Call it the specificity economy — a loose network of practitioners who've found that the narrower your skill, the harder you are to replace. A general handyman faces competition from apps, big-box store installation services, and every guy on the block who watched a YouTube tutorial. A neon sign restorer? Good luck finding a second one in your city.

The Bureau of Labor Statistics doesn't even have clean categories for most of these jobs. They fall under vague umbrella terms or get lumped into "miscellaneous repair" and "personal services." But the people doing them are very much employed — and in many cases, they're doing better than their more conventionally skilled peers.

What It All Adds Up To

There's a certain kind of curiosity required to find your way into one of these trades. You have to be willing to learn something that nobody around you is learning, to build expertise in a space that the mainstream has written off, and to trust that the world still has room for someone who knows how to do that one specific thing really, really well.
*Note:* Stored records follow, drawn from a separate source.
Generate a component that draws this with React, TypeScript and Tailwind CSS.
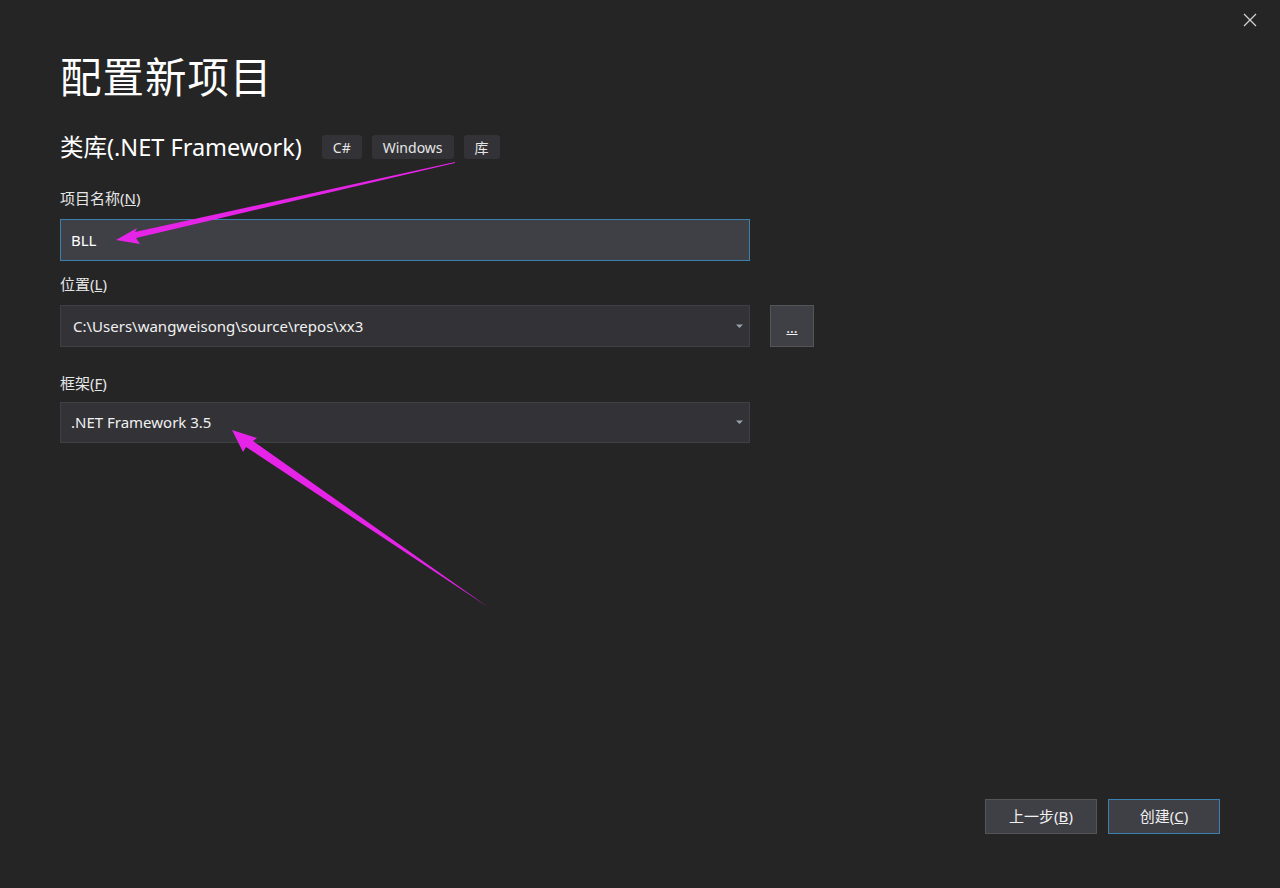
import React from "react";

const font = { fontFamily: '"Noto Sans", "Noto Sans CJK SC", sans-serif' };

const Caret = () => (
  <svg width="8" height="5" viewBox="0 0 8 5" className="text-gray-400">
    <path d="M0 0.5h7L3.5 4z" fill="currentColor" />
  </svg>
);

const Tag: React.FC<{ children: React.ReactNode }> = ({ children }) => (
  <span className="flex h-[24px] items-center rounded-[3px] bg-[#333337] px-[11px] text-[14px] text-[#e6e6e6]">
    {children}
  </span>
);

const Label: React.FC<{ text: string; k: string }> = ({ text, k }) => (
  <div className="text-[15px] leading-[20px] text-[#e6e6e6]">
    {text}(<span className="underline">{k}</span>)
  </div>
);

export default function App() {
  return (
    <div
      className="relative h-[888px] w-[1280px] overflow-hidden bg-[#252526] text-[#f1f1f1]"
      style={font}
    >
      <button className="absolute right-[23px] top-[13px] text-[#d0d0d0]">
        <svg width="14" height="14" viewBox="0 0 14 14">
          <path d="M1 1l12 12M13 1L1 13" stroke="currentColor" strokeWidth="1.3" />
        </svg>
      </button>

      <div className="flex flex-col px-[60px] pt-[48px]">
        <h1 className="text-[41.5px] font-normal leading-[58px] tracking-[1px] text-white">配置新项目</h1>

        <div className="mt-[25px] flex items-center">
          <span className="text-[23.5px] leading-[32px] text-white">类库(.NET Framework)</span>
          <div className="ml-[20px] flex gap-[10px]">
            <Tag>C#</Tag>
            <Tag>Windows</Tag>
            <Tag>库</Tag>
          </div>
        </div>

        <div className="mt-[25px]">
          <Label text="项目名称" k="N" />
          <div className="mt-[11px] flex h-[42px] w-[690px] items-center border border-[#3c7fb1] bg-[#3f3f46] px-[10px] text-[15px] text-white">
            BLL
          </div>
        </div>

        <div className="mt-[13px]">
          <Label text="位置" k="L" />
          <div className="mt-[11px] flex items-center gap-[20px]">
            <div className="flex h-[42px] w-[690px] items-center justify-between border border-[#3f3f46] bg-[#333337] pl-[12px] pr-[5px] text-[15px] text-[#f1f1f1]">
              <span>C:\Users\wangweisong\source\repos\xx3</span>
              <Caret />
            </div>
            <button className="flex h-[42px] w-[44px] items-end justify-center border border-[#555558] bg-[#3f3f46] pb-[11px] text-[14px] leading-[14px] text-[#f1f1f1]">
              <span className="underline">...</span>
            </button>
          </div>
        </div>

        <div className="mt-[26px]">
          <Label text="框架" k="F" />
          <div className="mt-[9px] flex h-[41px] w-[690px] items-center justify-between border border-[#3f3f46] bg-[#333337] pl-[10px] pr-[5px] text-[15px] text-[#f1f1f1]">
            <span>.NET Framework 3.5</span>
            <Caret />
          </div>
        </div>
      </div>

      <div className="absolute bottom-[54px] right-[60px] flex gap-[11px]">
        <button className="h-[35px] w-[112px] border border-[#555558] bg-[#3f3f46] text-[15px] text-[#f1f1f1]">
          上一步(<span className="underline">B</span>)
        </button>
        <button className="h-[35px] w-[112px] border border-[#3c7fb1] bg-[#3f3f46] text-[15px] text-[#f1f1f1]">
          创建(<span className="underline">C</span>)
        </button>
      </div>

      <svg className="pointer-events-none absolute left-0 top-0" width="1280" height="888">
        <polygon points="455,162 135,232 137,228 116,240 140,244 136,238 455,163" fill="#e624e8" />
        <polygon points="488,607 253,441 257,438 232,430 243,452 246,447 488,607" fill="#e624e8" />
      </svg>
    </div>
  );
}
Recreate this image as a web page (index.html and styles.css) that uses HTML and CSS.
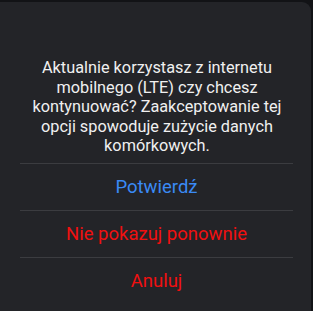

It turns out the world has a lot of room for that. It always has.

The underground economy of forgotten skills isn't some romantic throwback. It's a living, breathing reminder that human needs don't expire just because technology moves on. People still have pianos. They still have horses. They still owe apologies they can't figure out how to deliver.

And somewhere out there, someone is getting paid — pretty well, actually — to help with all of it.